INTRODUÇÃO
Diferente do novo testamento que
apresenta provas concretas de que as almas, após a separação do corpo, possuem
um destino (Mt 10,28; Lc 16,22-27; Lc
23,43; Fp 1,23; II Cor 5,8; II Cor 12,2-3; I Pe 3,18-19; I Pe 4,6) o velho
testamento, por sua vez, nos remete a uma série de questionamentos sobre qual
seria a doutrina correta do destino daqueles que morrem.
Há abundante literatura que
aborda o tema. Por diversas vezes, muitos teólogos procuraram nos escritos
vetero-testementários, indícios com informações concretas que ajudassem a
entender a teologia judaica sobre tal assunto, porém, as situações encontradas
nem sempre foram favoráveis.
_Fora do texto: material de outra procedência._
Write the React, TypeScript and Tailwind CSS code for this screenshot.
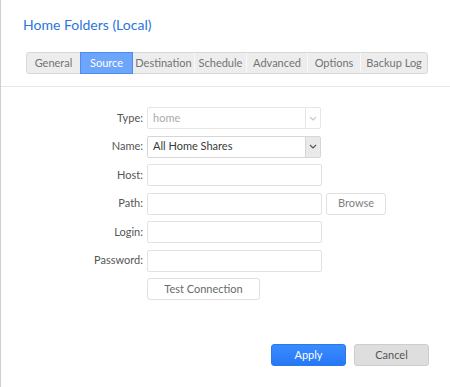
import type { ReactNode } from "react"

type Tab = { label: string; width: string; active?: boolean }

const TABS: Tab[] = [
  { label: "General", width: "w-[53px]" },
  { label: "Source", width: "w-[53px]", active: true },
  { label: "Destination", width: "w-[61px]" },
  { label: "Schedule", width: "w-[52px]" },
  { label: "Advanced", width: "w-[61px]" },
  { label: "Options", width: "w-[53px]" },
  { label: "Backup Log", width: "w-[67px]" }
]

const Chevron = ({ className }: { className: string }) => (
  <svg width="8" height="5" viewBox="0 0 8 5" className={className}>
    <path d="M1 1 L4 4 L7 1" fill="none" stroke="currentColor" strokeWidth="1.2" />
  </svg>
)

function Row({ label, children }: { label: string; children: ReactNode }) {
  return (
    <div className="flex h-[22px] items-center">
      <span className="w-[146px] pr-[4px] text-right text-[#555]">{label}</span>
      {children}
    </div>
  )
}

const inputCls = "h-[22px] w-[175px] rounded-[2px] border border-[#e2e2e2] bg-white"

export default function App() {
  return (
    <div
      className="flex h-[387px] w-[450px] flex-col border-l border-[#cfcfcf] bg-white text-[11px]"
      style={{ fontFamily: "Lato, 'Open Sans', sans-serif" }}
    >
      <h1 className="ml-[22px] mt-[15px] text-[14px] leading-[20px] text-[#2a76dc]">
        Home Folders (Local)
      </h1>

      <div className="ml-[25px] mt-[17px] flex h-[22px] w-fit rounded-[3px] border border-[#d8d8d8] bg-[#ededed]">
        {TABS.map((tab, i) => (
          <div
            key={tab.label}
            className={`${tab.width} flex items-center justify-center ${
              tab.active
                ? "-my-px border border-[#4b8cf3] bg-[#6da5fb] text-white"
                : `text-[#737373] ${i > 0 && !TABS[i - 1].active ? "border-l border-[#f9f9f9]" : ""}`
            }`}
          >
            {tab.label}
          </div>
        ))}
      </div>

      <div className="mt-[12px] h-px w-full bg-[#e6e6e6]" />

      <div className="mt-[20px] flex flex-col gap-[6.55px]">
        <Row label="Type:">
          <div className="flex h-[22px] w-[174px] rounded-[2px] border border-[#e6e6e6]">
            <span className="flex flex-1 items-center pl-[5px] text-[#aaa]">home</span>
            <span className="flex w-[15px] items-center justify-center border-l border-[#e6e6e6]">
              <Chevron className="text-[#c8c8c8]" />
            </span>
          </div>
        </Row>
        <Row label="Name:">
          <div className="flex h-[22px] w-[174px] rounded-[2px] border border-[#d6d6d6]">
            <span className="flex flex-1 items-center pl-[5px] text-[#3a3a3a]">All Home Shares</span>
            <span className="flex w-[15px] items-center justify-center border-l border-[#d6d6d6] bg-[#e9e9e9]">
              <Chevron className="text-[#555]" />
            </span>
          </div>
        </Row>
        <Row label="Host:">
          <div className={inputCls} />
        </Row>
        <Row label="Path:">
          <div className={inputCls} />
          <button className="ml-[4px] h-[22px] w-[60px] rounded-[3px] border border-[#e0e0e0] bg-white text-[#808080]">
            Browse
          </button>
        </Row>
        <Row label="Login:">
          <div className={inputCls} />
        </Row>
        <Row label="Password:">
          <div className={inputCls} />
        </Row>
        <div className="flex h-[22px] items-center">
          <span className="w-[146px]" />
          <button className="h-[22px] w-[113px] rounded-[3px] border border-[#e0e0e0] bg-white text-[#6a6a6a]">
            Test Connection
          </button>
        </div>
      </div>

      <div className="mt-[44px] flex justify-end gap-[8px] pr-[21px]">
        <button className="h-[22px] w-[75px] rounded-[3px] border border-[#2a78ee] bg-gradient-to-b from-[#3b8bff] to-[#2677f5] text-white">
          Apply
        </button>
        <button className="h-[22px] w-[75px] rounded-[3px] border border-[#cdcdcd] bg-[#dedede] text-[#555]">
          Cancel
        </button>
      </div>
    </div>
  )
}
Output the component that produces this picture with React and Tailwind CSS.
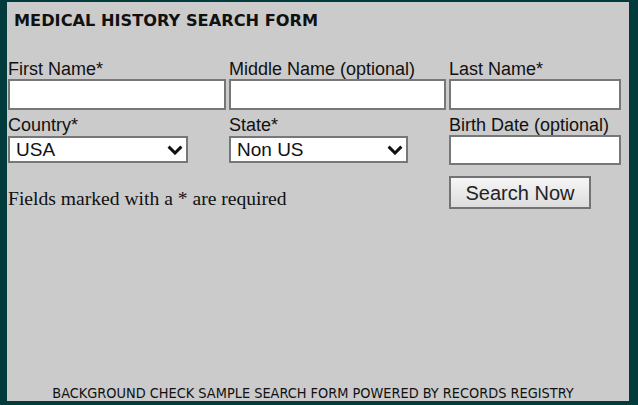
import { useState } from "react";

const Chevron = () => (
  <svg width="16" height="10" viewBox="0 0 16 10" className="pointer-events-none absolute right-[5px] top-1/2 -translate-y-1/2">
    <path d="M1.6 1.6 L8 8 L14.4 1.6" fill="none" stroke="#111" strokeWidth="3" />
  </svg>
);

const Label = ({ children, className = "" }) => (
  <label className={"block h-[20px] text-[18px] leading-[20px] text-[#111] " + className}>
    {children}
  </label>
);

const TextBox = ({ className = "" }) => (
  <input
    type="text"
    className={"block bg-white border-2 border-[#777] outline-none px-1 text-[17px] " + className}
  />
);

const Select = ({ value, onChange, options, className = "" }) => (
  <div className={"relative " + className}>
    <select
      value={value}
      onChange={(e) => onChange(e.target.value)}
      className="block w-full h-full appearance-none bg-white border-2 border-[#777] pl-[6px] text-[19px] leading-[22px] text-[#111] outline-none"
    >
      {options.map((o) => (
        <option key={o}>{o}</option>
      ))}
    </select>
    <Chevron />
  </div>
);

export default function App() {
  const [country, setCountry] = useState("USA");
  const [state, setState] = useState("Non US");

  return (
    <div className="h-[405px] w-[638px] bg-[#023b3b] pl-[7px] pt-[2px] pr-[9px] pb-[4px] font-['Liberation_Sans',Arial,sans-serif]">
      <div className="flex h-full flex-col bg-[#cbcbcb]">
        <h1 className="mt-[9px] pl-[7px] font-['DejaVu_Sans',Verdana,sans-serif] text-[16.2px] font-bold leading-[20px] text-[#111]">
          MEDICAL HISTORY SEARCH FORM
        </h1>

        <form className="mt-[28px] grid grid-cols-[221px_220px_1fr] pl-[1px]" onSubmit={(e) => e.preventDefault()}>
          <Label>First Name*</Label>
          <Label>Middle Name (optional)</Label>
          <Label>Last Name*</Label>

          <TextBox className="w-[218px] h-[31px]" />
          <TextBox className="w-[217px] h-[31px]" />
          <TextBox className="w-[172px] h-[31px]" />

          <Label className="mt-[5px]">Country*</Label>
          <Label className="mt-[5px]">State*</Label>
          <Label className="mt-[5px]">Birth Date (optional)</Label>

          <Select
            value={country}
            onChange={setCountry}
            options={["USA", "Canada", "Other"]}
            className="mt-[1px] w-[180px] h-[27px]"
          />
          <Select
            value={state}
            onChange={setState}
            options={["Non US", "Alabama", "Alaska", "Arizona"]}
            className="mt-[1px] w-[179px] h-[27px]"
          />
          <TextBox className="w-[172px] h-[30px]" />

          <p className="col-span-2 mt-[23px] font-['Liberation_Serif','Times_New_Roman',serif] text-[19.6px] leading-[22px] text-[#111]">
            Fields marked with a * are required
          </p>
          <div>
            <button
              type="submit"
              className="mt-[11px] h-[33px] w-[142px] border-2 border-[#737373] bg-gradient-to-b from-[#f6f6f6] to-[#dddddd] text-[20px] leading-[24px] text-[#222]"
            >
              Search Now
            </button>
          </div>
        </form>

        <div className="mt-auto mb-[1px] pr-[10px] text-center font-['DejaVu_Sans_Condensed','DejaVu_Sans',sans-serif] text-[14.4px] leading-[14px] text-[#111] [font-stretch:condensed] overflow-hidden whitespace-nowrap">
          BACKGROUND CHECK SAMPLE SEARCH FORM POWERED BY RECORDS REGISTRY
        </div>
      </div>
    </div>
  );
}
Tanto a escola mortalista, como a imortalista,
ainda sim, procuram entender com uma melhor clareza no que consistia a “morada
dos mortos” (Xeol) para o povo hebreu.
O “Xeol”, assim designado nas passagens
do antigo período, pode ser encontrado em diversos textos, entretanto, para
cada um, deve ser interpretado levando em conta o contexto apresentado pelo
escritor. O Xeol pode significar “abismo”, “sepulcro”, “cova” ou como é melhor conhecido, a “morada ou mansão dos mortos”. Embora esse termo nem sempre tenha uma ligação
direta com a mansão dos mortos, muitos teólogos sempre viram no Xeol, o antigo
lugar (antes da vinda de Cristo) onde as almas residiam. A parábola do “Rico e
do Pobre” do evangelho de Lucas 16, demonstra o pensamento judaico na época de
Jesus, com uma sutil diferença: embora bons e maus tivessem o mesmo destino,
alguns teriam uma melhor recompensa.
O presente texto, não procura
criar uma nova dimensão daquilo que já foi debatido exaustivamente, até porque,
a doutrina católica é muito solida quanto a isto. A ideia é demonstrar que
antes da época macabaica (onde o helenismo era dominante), existiam indícios de
que os hebreus não eram inteiramente mortalistas (como alguns protestantes
possam sugerir) e sim que alguns pensadores acreditavam que a alma era imortal
e residia no Xeol.
Para uma melhor compreensão, as passagens bíblicas que tratam sobre o assunto, foram separadas por livros.
GÊNESIS
Gn 37,35
Texto: “Todos os seus filhos e filhas vieram para consolá-lo, mas ele recusou
toda consolação e disse: ‘Não, é em luto que descerei ao Xeol para junto do meu
filho’. E seu pai o chorou”.
Comentário: José havia sido vendido por seus irmãos, entretanto, para Jacó, ele
tinha sido morto. Israel estava ferido pela suposta morte de José e diz ao
restante de seus filhos que não aceitaria as consolações, pois, “desceria ao
Xeol para estar junto do seu filho” e isso seria feito em luto.
NÚMEROS
Nm 16,30 e 33
Texto: “Mas se Iahweh fizer alguma coisa estranha, se a terra abrir a sua boca
e os engolir, a eles e tudo aquilo que lhes pertence, e se descerem vivos ao
Xeol, sabereis que estas pessoas desprezaram Iahweh. Desceram vivos ao Xeol, eles
e tudo aquilo que lhes pertencia. A terra os recobriu e desapareceram do meio
da assembleia”.
Comentário: Coré, filho de Isaar, havia enchido seu coração de orgulho e junto de
duzentos e cinquenta israelitas, ajuntaram-se contra Moisés e Aarão. Por conta dessa
rebelião, o poder de Iahweh “tocou” a terra que abriu a sua boca e como
castigo, engoliu Coré, todos os seus homens e toda a sua família. O fato
curioso é que todos eles “desceram vivos” ao Xeol que é o local da
“habitação dos mortos”. Aqui, o Xeol não é entendido simplesmente em uma
perspectiva de sepultura e sim, de um local que está presente na existência.
DEUTERONÔMIO
Dt 32,22
Texto: “Sim! O fogo da minha ira está ardendo e vai queimar até o mais fundo do
Xeol; vai devorar a terra e seus produtos, e vai abrasar o alicerce das
montanhas”.
Comentário: Neste verso, o Xeol é retratado como um local de existência “física” que é designado
nas profundezas da terra.
I SAMUEL
I Sm 2,6
Texto: “É Iahweh quem faz morrer e viver, faz descer ao Xeol e dele subir”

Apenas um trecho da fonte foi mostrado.